• [MATERIAL]:
+ + + +

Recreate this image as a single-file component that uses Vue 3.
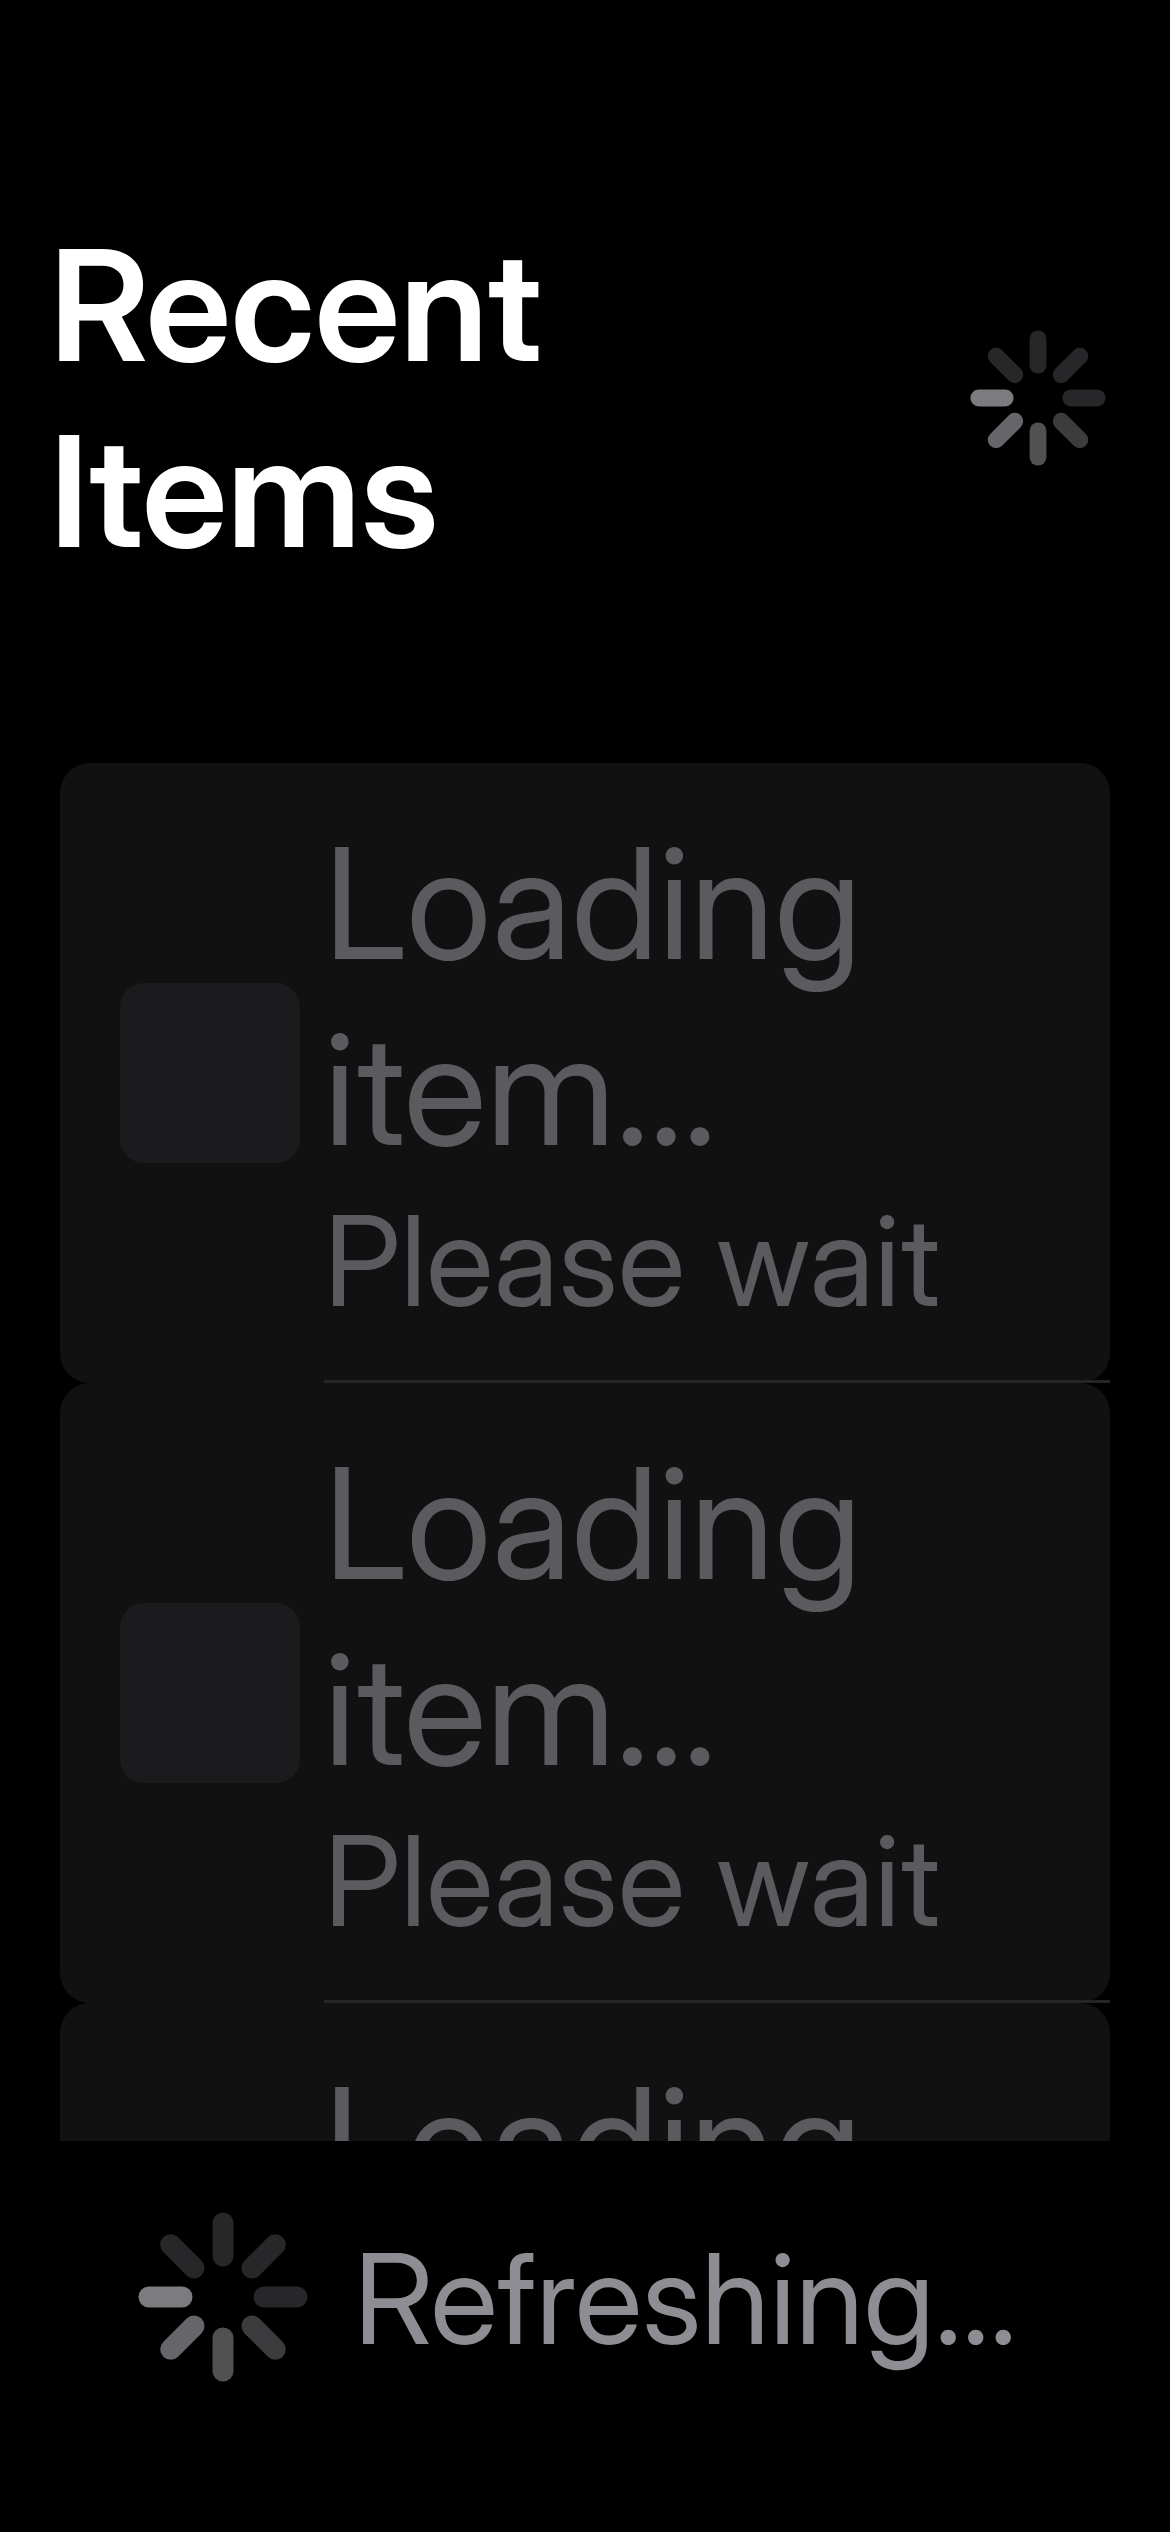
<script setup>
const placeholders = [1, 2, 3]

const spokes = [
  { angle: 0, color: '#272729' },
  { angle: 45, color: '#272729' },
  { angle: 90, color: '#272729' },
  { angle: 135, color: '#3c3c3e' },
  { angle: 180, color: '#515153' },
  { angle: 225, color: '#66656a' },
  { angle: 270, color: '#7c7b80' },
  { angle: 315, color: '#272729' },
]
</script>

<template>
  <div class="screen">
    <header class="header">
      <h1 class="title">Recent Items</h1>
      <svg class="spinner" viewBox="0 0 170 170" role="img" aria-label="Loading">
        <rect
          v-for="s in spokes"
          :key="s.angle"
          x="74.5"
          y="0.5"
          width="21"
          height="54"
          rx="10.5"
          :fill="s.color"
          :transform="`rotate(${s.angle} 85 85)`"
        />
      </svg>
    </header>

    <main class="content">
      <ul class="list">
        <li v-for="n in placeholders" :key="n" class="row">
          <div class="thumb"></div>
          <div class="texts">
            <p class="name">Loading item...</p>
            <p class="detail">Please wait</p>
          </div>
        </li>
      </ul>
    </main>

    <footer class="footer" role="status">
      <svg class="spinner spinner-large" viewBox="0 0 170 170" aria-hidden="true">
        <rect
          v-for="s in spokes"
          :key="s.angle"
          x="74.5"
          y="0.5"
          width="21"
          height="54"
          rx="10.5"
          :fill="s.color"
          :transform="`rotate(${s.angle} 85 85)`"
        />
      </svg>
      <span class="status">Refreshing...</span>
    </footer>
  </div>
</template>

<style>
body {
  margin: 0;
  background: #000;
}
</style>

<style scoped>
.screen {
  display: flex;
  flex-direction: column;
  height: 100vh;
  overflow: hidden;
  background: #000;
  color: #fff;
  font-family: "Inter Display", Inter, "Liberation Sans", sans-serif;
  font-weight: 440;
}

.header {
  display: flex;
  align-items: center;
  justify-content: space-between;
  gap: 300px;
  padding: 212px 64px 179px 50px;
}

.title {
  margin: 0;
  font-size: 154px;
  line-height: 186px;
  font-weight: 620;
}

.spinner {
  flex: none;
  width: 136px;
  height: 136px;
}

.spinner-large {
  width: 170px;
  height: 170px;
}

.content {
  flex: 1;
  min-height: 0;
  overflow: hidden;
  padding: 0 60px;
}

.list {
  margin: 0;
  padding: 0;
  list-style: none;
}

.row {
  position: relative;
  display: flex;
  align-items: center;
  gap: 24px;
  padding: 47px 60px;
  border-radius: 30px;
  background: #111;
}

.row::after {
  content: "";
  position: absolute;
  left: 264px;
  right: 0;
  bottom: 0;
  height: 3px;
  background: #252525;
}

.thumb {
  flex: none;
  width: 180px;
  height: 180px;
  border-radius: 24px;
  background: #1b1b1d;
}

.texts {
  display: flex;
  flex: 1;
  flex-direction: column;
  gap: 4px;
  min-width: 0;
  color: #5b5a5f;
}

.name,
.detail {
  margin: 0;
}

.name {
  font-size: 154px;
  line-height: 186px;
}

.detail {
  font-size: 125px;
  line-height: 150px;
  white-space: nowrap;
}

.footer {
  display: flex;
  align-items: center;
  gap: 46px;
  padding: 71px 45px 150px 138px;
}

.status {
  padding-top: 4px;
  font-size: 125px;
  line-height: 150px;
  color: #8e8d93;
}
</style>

+ + + +

• [TO BE DONE]:
Working from the lines above, reproduce the material exactly and exclude its pictures.

• [TASK RESULT]:
Recreate this image as a single-file component that uses Vue 3.
<script setup>
const placeholders = [1, 2, 3]

const spokes = [
  { angle: 0, color: '#272729' },
  { angle: 45, color: '#272729' },
  { angle: 90, color: '#272729' },
  { angle: 135, color: '#3c3c3e' },
  { angle: 180, color: '#515153' },
  { angle: 225, color: '#66656a' },
  { angle: 270, color: '#7c7b80' },
  { angle: 315, color: '#272729' },
]
</script>

<template>
  <div class="screen">
    <header class="header">
      <h1 class="title">Recent Items</h1>
      <svg class="spinner" viewBox="0 0 170 170" role="img" aria-label="Loading">
        <rect
          v-for="s in spokes"
          :key="s.angle"
          x="74.5"
          y="0.5"
          width="21"
          height="54"
          rx="10.5"
          :fill="s.color"
          :transform="`rotate(${s.angle} 85 85)`"
        />
      </svg>
    </header>

    <main class="content">
      <ul class="list">
        <li v-for="n in placeholders" :key="n" class="row">
          <div class="thumb"></div>
          <div class="texts">
            <p class="name">Loading item...</p>
            <p class="detail">Please wait</p>
          </div>
        </li>
      </ul>
    </main>

    <footer class="footer" role="status">
      <svg class="spinner spinner-large" viewBox="0 0 170 170" aria-hidden="true">
        <rect
          v-for="s in spokes"
          :key="s.angle"
          x="74.5"
          y="0.5"
          width="21"
          height="54"
          rx="10.5"
          :fill="s.color"
          :transform="`rotate(${s.angle} 85 85)`"
        />
      </svg>
      <span class="status">Refreshing...</span>
    </footer>
  </div>
</template>

<style>
body {
  margin: 0;
  background: #000;
}
</style>

<style scoped>
.screen {
  display: flex;
  flex-direction: column;
  height: 100vh;
  overflow: hidden;
  background: #000;
  color: #fff;
  font-family: "Inter Display", Inter, "Liberation Sans", sans-serif;
  font-weight: 440;
}

.header {
  display: flex;
  align-items: center;
  justify-content: space-between;
  gap: 300px;
  padding: 212px 64px 179px 50px;
}

.title {
  margin: 0;
  font-size: 154px;
  line-height: 186px;
  font-weight: 620;
}

.spinner {
  flex: none;
  width: 136px;
  height: 136px;
}

.spinner-large {
  width: 170px;
  height: 170px;
}

.content {
  flex: 1;
  min-height: 0;
  overflow: hidden;
  padding: 0 60px;
}

.list {
  margin: 0;
  padding: 0;
  list-style: none;
}

.row {
  position: relative;
  display: flex;
  align-items: center;
  gap: 24px;
  padding: 47px 60px;
  border-radius: 30px;
  background: #111;
}

.row::after {
  content: "";
  position: absolute;
  left: 264px;
  right: 0;
  bottom: 0;
  height: 3px;
  background: #252525;
}

.thumb {
  flex: none;
  width: 180px;
  height: 180px;
  border-radius: 24px;
  background: #1b1b1d;
}

.texts {
  display: flex;
  flex: 1;
  flex-direction: column;
  gap: 4px;
  min-width: 0;
  color: #5b5a5f;
}

.name,
.detail {
  margin: 0;
}

.name {
  font-size: 154px;
  line-height: 186px;
}

.detail {
  font-size: 125px;
  line-height: 150px;
  white-space: nowrap;
}

.footer {
  display: flex;
  align-items: center;
  gap: 46px;
  padding: 71px 45px 150px 138px;
}

.status {
  padding-top: 4px;
  font-size: 125px;
  line-height: 150px;
  color: #8e8d93;
}
</style>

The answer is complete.